● **TO DO**
Select and reproduce each line of the listing below that bears the string "full".

● **SOURCE EXCERPT**
______________________________
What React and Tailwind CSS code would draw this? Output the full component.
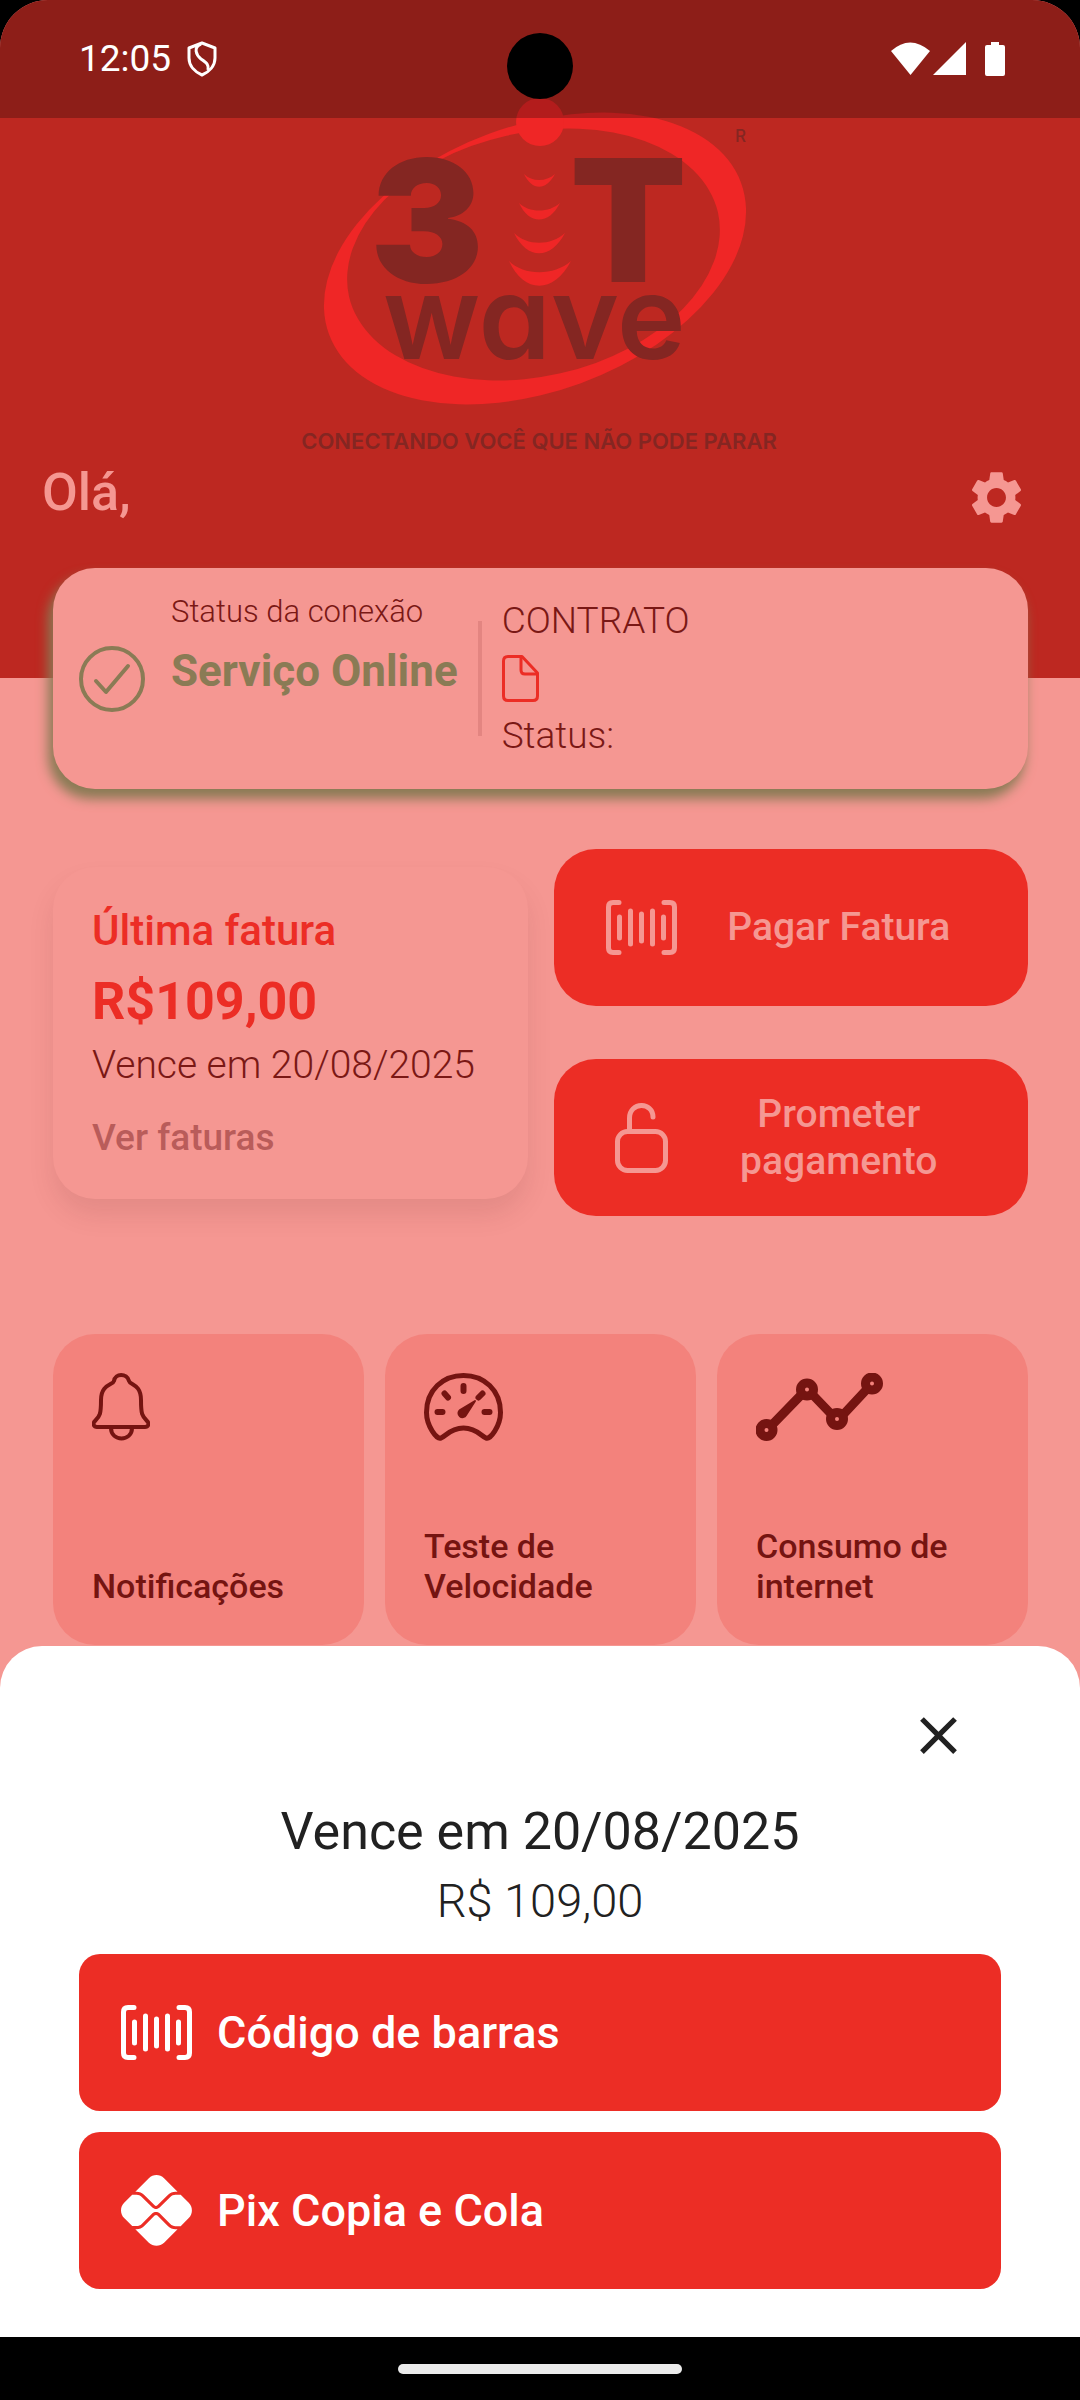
import React from 'react';
import { MdClose, MdSettings } from 'react-icons/md';
import { FaPix } from 'react-icons/fa6';

function ShieldIcon() {
  return (
    <svg width="30" height="36" viewBox="0 0 30 36" fill="none" stroke="currentColor" strokeWidth="3" strokeLinejoin="round">
      <path d="M15 2L28 7V17C28 25 22 31 15 34C8 31 2 25 2 17V7Z" />
      <path d="M14 3C6 6 9 14 14 18C20 22 22 24 21 29" />
    </svg>
  );
}

function BarcodeIcon() {
  return (
    <svg width="71" height="55" viewBox="0 0 71 55" fill="none" stroke="currentColor" strokeWidth="5" strokeLinecap="round">
      <path d="M13 2.500H7Q2.500 2.500 2.500 7V48Q2.500 52.500 7 52.500H13M58 2.500H64Q68.500 2.500 68.500 7V48Q68.500 52.500 64 52.500H58" />
      <path d="M13.500 17V38M24.500 11V44M35.500 14V41M46.500 11V44M57.500 17V38" />
    </svg>
  );
}

function UnlockIcon() {
  return (
    <svg width="53" height="70" viewBox="0 0 53 70" fill="none" stroke="currentColor" strokeWidth="5" strokeLinecap="round">
      <rect x="2.500" y="28.500" width="48" height="39" rx="10" />
      <path d="M14.500 28V15C14.500 -1.500 38 -1.500 38 14" />
    </svg>
  );
}

function CheckCircleIcon() {
  return (
    <svg width="66" height="66" viewBox="0 0 66 66" fill="none" stroke="currentColor" strokeWidth="4" strokeLinecap="round" strokeLinejoin="round">
      <circle cx="33" cy="33" r="31" />
      <path d="M17 35L27 46L49 20" />
    </svg>
  );
}

function FileIcon() {
  return (
    <svg width="37" height="47" viewBox="0 0 37 47" fill="none" stroke="currentColor" strokeWidth="3" strokeLinejoin="round">
      <path d="M6 1.500H20L35.500 18V41Q35.500 45.500 31 45.500H6Q1.500 45.500 1.500 41V6Q1.500 1.500 6 1.500Z" />
      <path d="M19 2V15Q19 19 23 19H35" />
    </svg>
  );
}

function BellIcon() {
  return (
    <svg width="58" height="68" viewBox="0 0 58 68" fill="none" stroke="currentColor" strokeWidth="4" strokeLinejoin="round">
      <path d="M22 8C23 0 35 0 37 8C38 12 49 11 49 27C49 41 50 43 55 48C58 51 56 54 53 54H5C2 54 0 51 3 48C8 43 9 41 9 27C9 11 21 12 22 8Z" />
      <path d="M19 55C19 69 40 69 40 55" />
    </svg>
  );
}

function GaugeIcon() {
  return (
    <svg width="79" height="68" viewBox="0 0 79 68" fill="none" stroke="currentColor" strokeWidth="5" strokeLinecap="round" strokeLinejoin="round">
      <path d="M17 65C21 64 26 55 39.500 55C53 55 58 64 62 65C66 67 76.500 53 76.500 39.500C76.500 17 60 2.500 39.500 2.500C19 2.500 2.500 17 2.500 39.500C2.500 53 13 67 17 65Z" />
      <path d="M39.500 13V18M20.500 20.500L24 24.500M58.500 20.500L54.500 24.500M13.500 39H18.500M60.500 39H65.500" strokeWidth="6" />
      <path d="M51 28L36 37A4 4 0 1 0 42 42Z" fill="currentColor" stroke="currentColor" strokeWidth="2" />
    </svg>
  );
}

function UsageIcon() {
  return (
    <svg width="127" height="68" viewBox="0 0 127 68" fill="none" stroke="currentColor" strokeWidth="9">
      <path d="M14 54L48 19M54 19L78 44M85 44L112 15" />
      <circle cx="10.500" cy="57" r="6.500" />
      <circle cx="51" cy="16.500" r="6.500" />
      <circle cx="81" cy="46" r="6.500" />
      <circle cx="116" cy="10.500" r="6.500" />
    </svg>
  );
}

function Logo() {
  return (
    <svg className="mx-auto" width="520" height="375" viewBox="280 90 520 375" role="img" aria-label="3iT wave">
      {/* crescent ring: two ellipses with slightly different tilt */}
      <path
        fillRule="evenodd"
        fill="#ef2626"
        d="M741 181.700A219.500 132.900 -20.200 0 0 329 333.300A219.500 132.900 -20.200 0 0 741 181.700ZM718 211.600A189.200 122.400 -12.800 0 0 349 295.400A189.200 122.400 -12.800 0 0 718 211.600Z"
      />
      <circle cx="540" cy="121" r="24" fill="#ef2626" />
      <g fill="#ef2626">
        <path d="M524 173C532 190 546 190 555 173C546 181 532 181 524 173Z" />
        <path d="M519 202C529 224 549 224 560 202C549 212 529 212 519 202Z" />
        <path d="M514 232C527 259 551 259 565 232C551 245 527 245 514 232Z" />
        <path d="M509 260C524 293 554 293 571 260C554 275 524 275 509 260Z" />
      </g>
      <g fill="#842622" className="font-['Inter',sans-serif]">
        <text x="370" y="281" fontSize="170" fontWeight="900">3</text>
        <text x="570" y="281" fontSize="170" fontWeight="900">T</text>
        <text x="383" y="358" fontSize="116" fontWeight="600" className="[font-feature-settings:'cv11']">wave</text>
        <text x="735" y="141" fontSize="17" fontWeight="500">R</text>
        <text x="539" y="448" fontSize="22" fontWeight="600" textAnchor="middle">CONECTANDO VOCÊ QUE NÃO PODE PARAR</text>
      </g>
    </svg>
  );
}

function StatusBar() {
  return (
    <div className="absolute inset-x-0 top-0 z-10 flex h-[118px] items-center justify-between bg-black/25 pl-[79px] pr-[75px] text-white">
      <div className="flex items-center gap-4">
        <span className="text-[37px] leading-[44px]">12:05</span>
        <ShieldIcon />
      </div>
      <div className="absolute left-1/2 top-[33px] size-[66px] -translate-x-1/2 rounded-full bg-black" />
      <svg width="114" height="34" viewBox="0 0 114 34" fill="currentColor">
        <path d="M0 9Q19 -8 39 9L19.500 33Z" />
        <path d="M75 0V33H42Z" />
        <path d="M100 0H108V3H112Q114 3 114 5V32Q114 34 112 34H96Q94 34 94 32V5Q94 3 96 3H100Z" />
      </svg>
    </div>
  );
}

const actions = [
  { label: 'Pagar Fatura', icon: BarcodeIcon },
  { label: 'Prometer pagamento', icon: UnlockIcon },
];

const shortcuts = [
  { label: 'Notificações', icon: BellIcon },
  { label: 'Teste de Velocidade', icon: GaugeIcon },
  { label: 'Consumo de internet', icon: UsageIcon },
];

function ConnectionCard() {
  return (
    <section className="flex min-h-[221px] items-center rounded-[42px] bg-[#f59792] pl-[26px] text-[#7a1815] shadow-[-4px_9px_12px_1px_#8a7b55]">
      <span className="text-[#8a7b55]">
        <CheckCircleIcon />
      </span>
      <div className="ml-[26px] flex flex-col gap-4 self-start pt-[25px]">
        <p className="text-[31px] font-light leading-[38px]">Status da conexão</p>
        <p className="text-[44px] font-bold leading-[48px] text-[#8a7b55]">Serviço Online</p>
      </div>
      <div className="ml-5 h-[115px] w-1 bg-[#e38581]" />
      <div className="ml-5 flex flex-col gap-3 text-[37px] font-light leading-[44px]">
        <p>CONTRATO</p>
        <span className="text-[#ec2d25]">
          <FileIcon />
        </span>
        <p>Status:</p>
      </div>
    </section>
  );
}

function InvoiceCard() {
  return (
    <article className="rounded-[42px] bg-[#f59792] p-[39px] shadow-[0_16px_26px_rgba(90,30,30,0.1)]">
      <h2 className="text-[42px] font-medium leading-[49px] text-[#ec2d25]">Última fatura</h2>
      <p className="mt-4 text-[52px] font-bold leading-[61px] text-[#ec2d25]">R$109,00</p>
      <p className="mt-[10px] whitespace-nowrap text-[39px] font-light leading-[46px] text-[#7a1815]">Vence em 20/08/2025</p>
      <a href="#faturas" className="mt-7 block text-[37px] font-medium leading-[44px] text-[#b95c5a]">Ver faturas</a>
    </article>
  );
}

function PaymentSheet() {
  return (
    <section className="mt-px rounded-t-[42px] bg-white px-[79px] pb-12 pt-[58px] text-center text-[#212121]">
      <div className="flex justify-end pr-[31px]">
        <button type="button" aria-label="Fechar">
          <MdClose size={63} />
        </button>
      </div>
      <h2 className="mt-[34px] text-[52px] leading-[61px]">Vence em 20/08/2025</h2>
      <p className="mt-3 text-[47px] font-light leading-[54px]">R$ 109,00</p>
      <div className="mt-[26px] flex flex-col gap-[21px] text-[45px] font-medium text-white">
        <button type="button" className="flex h-[157px] items-center gap-[25px] rounded-[21px] bg-[#ec2d25] pl-[42px]">
          <BarcodeIcon />
          Código de barras
        </button>
        <button type="button" className="flex h-[157px] items-center gap-[25px] rounded-[21px] bg-[#ec2d25] pl-[42px]">
          <FaPix size={71} />
          Pix Copia e Cola
        </button>
      </div>
    </section>
  );
}

export default function App() {
  return (
    <div className="flex min-h-screen flex-col bg-black font-['Roboto',sans-serif]">
      <div className="relative flex grow flex-col overflow-hidden rounded-t-[48px] bg-[#f59792]">
        <StatusBar />
        <header className="bg-[#bd2821] pb-[149px] pt-[91px]">
          <Logo />
          <div className="flex items-start justify-between pl-[42px] pr-[52px] text-[#f59792]">
            <h1 className="text-[52px] font-medium leading-[54px]">Olá,</h1>
            <button type="button" aria-label="Configurações">
              <MdSettings size={63} />
            </button>
          </div>
        </header>

        <main className="relative -mt-[110px] pl-[53px] pr-[52px]">
          <ConnectionCard />

          <div className="mt-[60px] grid grid-cols-2 items-center gap-[26px]">
            <InvoiceCard />
            <div className="flex flex-col gap-[53px]">
              {actions.map((action) => (
                <button
                  key={action.label}
                  type="button"
                  className="flex h-[157px] items-center rounded-[42px] bg-[#ec2d25] px-10 text-[39px] font-medium leading-[47px] text-[#f59792]"
                >
                  <span className="flex w-24 justify-center">
                    <action.icon />
                  </span>
                  <span className="flex-1">{action.label}</span>
                </button>
              ))}
            </div>
          </div>

          <div className="mt-[118px] grid grid-cols-3 gap-[21px]">
            {shortcuts.map((item) => (
              <button
                key={item.label}
                type="button"
                className="flex aspect-square flex-col items-start justify-between rounded-[42px] bg-[#f3827c] p-[39px] text-left text-[34px] font-medium leading-[40px] text-[#751411]"
              >
                <item.icon />
                {item.label}
              </button>
            ))}
          </div>
        </main>

        <PaymentSheet />
      </div>
      <div className="flex h-[63px] shrink-0 items-center justify-center bg-black">
        <div className="h-[10px] w-[284px] rounded-full bg-[#ebebeb]" />
      </div>
    </div>
  );
}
______________________________
● **COMPLETE ANSWER**
What React and Tailwind CSS code would draw this? Output the full component.
      <div className="absolute left-1/2 top-[33px] size-[66px] -translate-x-1/2 rounded-full bg-black" />
        <div className="h-[10px] w-[284px] rounded-full bg-[#ebebeb]" />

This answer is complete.